Dr Antonio Espingardeiro
Dr Antonio Espingardeiro, IEEE Institute of Electrical and Electronics Engineers member
Currently, recycling centres are dirty, dangerous, and dull environments that can pose potential hazards to the collection staff working there, who could handle everything from hypodermic needles to animal carcasses, used nappies to explosive propane cans. Sorting rubbish is a very demanding task, and human operators must remain focused and alert to select the right items from a conveyor belt. Similar to an assembly line, the items keep coming and must be categorised quickly and effectively. In addition, lack of hygiene, bacteria and foul odours in the surrounding environment can make it unpleasant or undesirable for humans to work there.

With this, it should come as little surprise that robots are becoming increasingly commonplace in recycling facilities worldwide and there are many further deployment projects underway. Robots are much better suited to the demands and risks present in today’s recycling facilities, and there are a number of innovative technologies being used to ensure the most efficient, accurate process.

Using robotic arms and delta robots, these machines can pick and sort different types of trash. High resolution cameras located on the top of the robot point towards the conveyor belt, taking photos of the object beneath that are then transmitted to an onboard computer. From this, image recognition algorithms identify the object’s chemical composition using features such as shape, colour and size. If there is a match – for example, with plastic bottles – the computer locates the object by its coordinates and instructs the robotic arm to pick it up and place it into another container.  It is worth noting that this entire process is carried out at a speed that would be virtually impossible for a human to replicate.

Image recognition has advanced immensely in the last decade in terms of its underlying classifying features – shape, size, colour and texture. Other approaches rely on a combination of optical recognition that distinguishes between plastics, and magnetic materials that pull iron and steel products from the mix. Interestingly, researchers are now exploring other forms of object detection that rely on machine learning and grasping. This means that by analysing the grasping forces, the onboard computer can identify what type of material the robot is dealing with. However, when it comes to recycling applications, image processing is a much faster way to sort items and get the job done.

Safety and efficiency aside, there are many other benefits of robots in this type of environment, namely from a productivity, continuity and resilience perspective. Robots can sort large volumes of recyclable waste almost non-stop, because they do not warrant the same considerations as a human workforce – for example, requiring breaks or taking holidays. This is especially relevant in the current climate, as robots have no health concerns, do not need to isolate and do not need to social distance.

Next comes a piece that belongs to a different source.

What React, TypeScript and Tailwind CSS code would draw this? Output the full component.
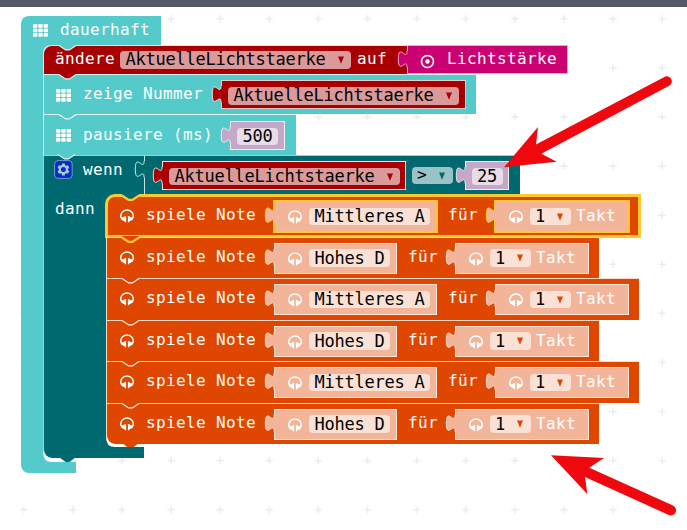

That said, when discussing artificial intelligence or robotics in any industry, there must be careful consideration for the human workforce and the impact that automation can have. Society has advanced at a much faster rate in the past century than at any other known point in time, and it seems to be gathering pace. Robotics will accelerate this change, changing the nature of some jobs by taking over tasks traditionally handled by humans and completing them with greater speed and efficiency.

Humans are tremendously good at common sense and pondering; computers are extremely good in presenting facts, patterns and source data. So, what you are going to see is the merging between human intelligence and machine learning. Jobs where creativity, critical thinking, emotion, social intelligence and human contact are important are not likely to be fully integrated into robotics anytime soon. These are all human traits that are difficult to generate and translate through machines. Conversely, dirty, dull and dangerous jobs like recycling and waste collection are rapidly proving to be a good fit for robotics.